There are days when life cracks us open, when grief or uncertainty or exhaustion pushes us straight into the arms of our sanctuary, our mountains, our lakes, our quiet corners of the world where our soul can breathe again. Most of the time, that’s what I’ve used my sanctuary for. To steady myself. To cry. To process. To lay my fears down on the ground and let the wind take some of the weight.
But today taught me something important:
Your sanctuary isn’t just where you go to heal.
It’s where you go to celebrate, too.
I have my own beliefs about spirituality, and I’ve learned over the years that my faith does not fit neatly inside any one religious box. I believe in a higher power, call it God, Spirit, the universe, whatever you want, but I steer far away from what I call political religion. The kind that says “if you do this, you’re punished” or “if you don’t do that, you’re doomed.” I don’t believe in fear-based faith.
And maybe that’s because the Bible wasn’t written in English, and after a career in big media companies I know one truth better than anything: people interpret things differently.

Language, culture, personal experience, trauma, love, they all shape how we understand meaning. One word in one language can shift into something completely different when filtered through another. That doesn’t make anyone wrong. It makes us human. It makes us unique.
So yes, I believe spiritual teachings can guide us. Offer wisdom. Suggest how to live a good, kind, meaningful life.
But for me?
Nature is my church.
The mountains, rivers, valleys, meadows, ridge lines… they’re my sanctuary.

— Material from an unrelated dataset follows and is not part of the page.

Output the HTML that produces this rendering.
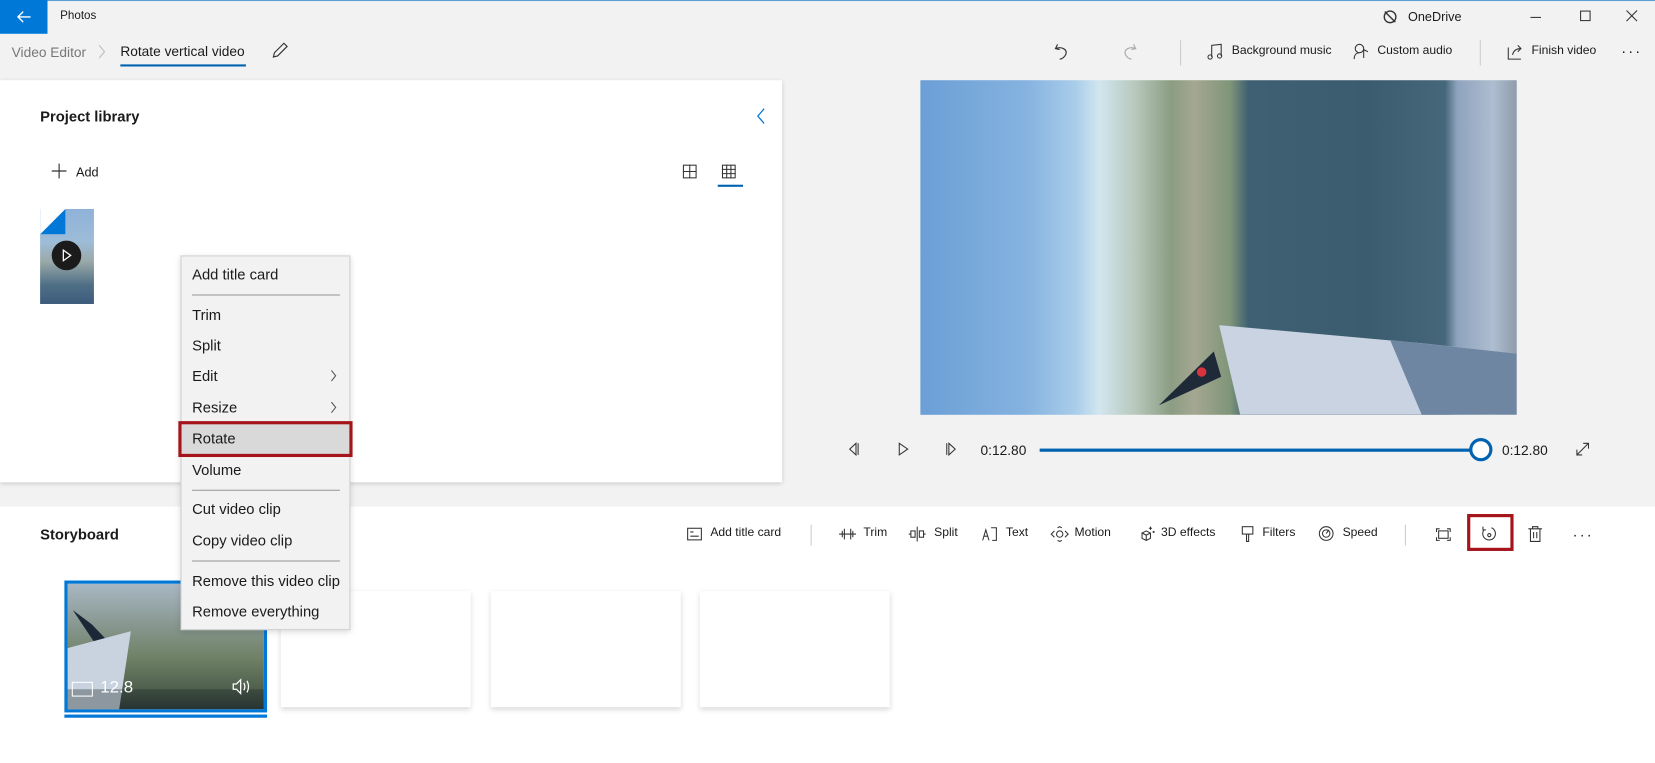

That’s where I feel closest to everything... the living, the gone, the divine, the quiet truth inside myself.
And that brings me to today.
I had one of those wildly joyful, heart-pounding, dance-around-the-house kind of mornings. The kind where you’re buzzing so hard with happiness you can’t even sit still long enough to drink your tea. And immediately my body said:
Get outside.
Not to process something hard. Not to untangle emotions. Not to catch my breath.
But to celebrate.

I grabbed Denali, bundled up in winter gear, and flew out the door straight toward the mountains. It was an unreal bluebird day, warm for this time of year, no wind, sunshine that felt like a blessing. Everything in the world felt aligned.
The hike up to the cirque was magic. Pure, jaw-dropping magic.
But when I hit the bowl… there was no trail. Just deep snow, crusty drifts, and the kind of terrain that humbles even strong legs. One minute I was on firm ground, and the next I was waist-deep, flailing like a baby moose, crawling on my hands at one point just to get back to something solid.
It was brutal. Hilarious. Exhausting. Perfect.

Up in the scree, it was still tough going, but the views... God. Everywhere I turned, it was like the entire world was painted with intention. White peaks, blue sky, sun glinting off the snow… the kind of beauty that rearranges something inside you.
When I finally reached the back end of the cirque, Denali and I dropped into the snow, leaned back into the warm sun, and shared a drink. Everything went quiet. Still. Sacred.
And that’s where I said thank you. To the universe. To every loved one watching over me. To the strange and beautiful path that brought me right to that moment. To the new chapter I’m stepping into. To the woman I’ve become through every high, low, climb, heartbreak, and miracle.

I sat there in paradise, heart wide open, and realized:
This is what celebration should feel like.
This is what gratitude looks like when you let yourself fully receive it.
We run to our sanctuary when we’re hurting, but we need to run there when we’re thriving, too.
Because your sacred place isn’t just for the storms... It’s for the sunshine. It’s for the wins. It’s for the quiet acknowledgment that you’re growing, rising, changing, and walking into the next version of yourself.
So this is your reminder:
Find your sanctuary.
Claim it.
Use it.
Not only when life breaks you…but when life lifts you.
Take time to breathe.
Take time to celebrate.
Take time to live the process, every messy, beautiful, exhausting, extraordinary part of it.
Today I didn’t go to the mountains to fix anything. I went to the mountains to feel everything. And that, in itself, was its own kind of healing.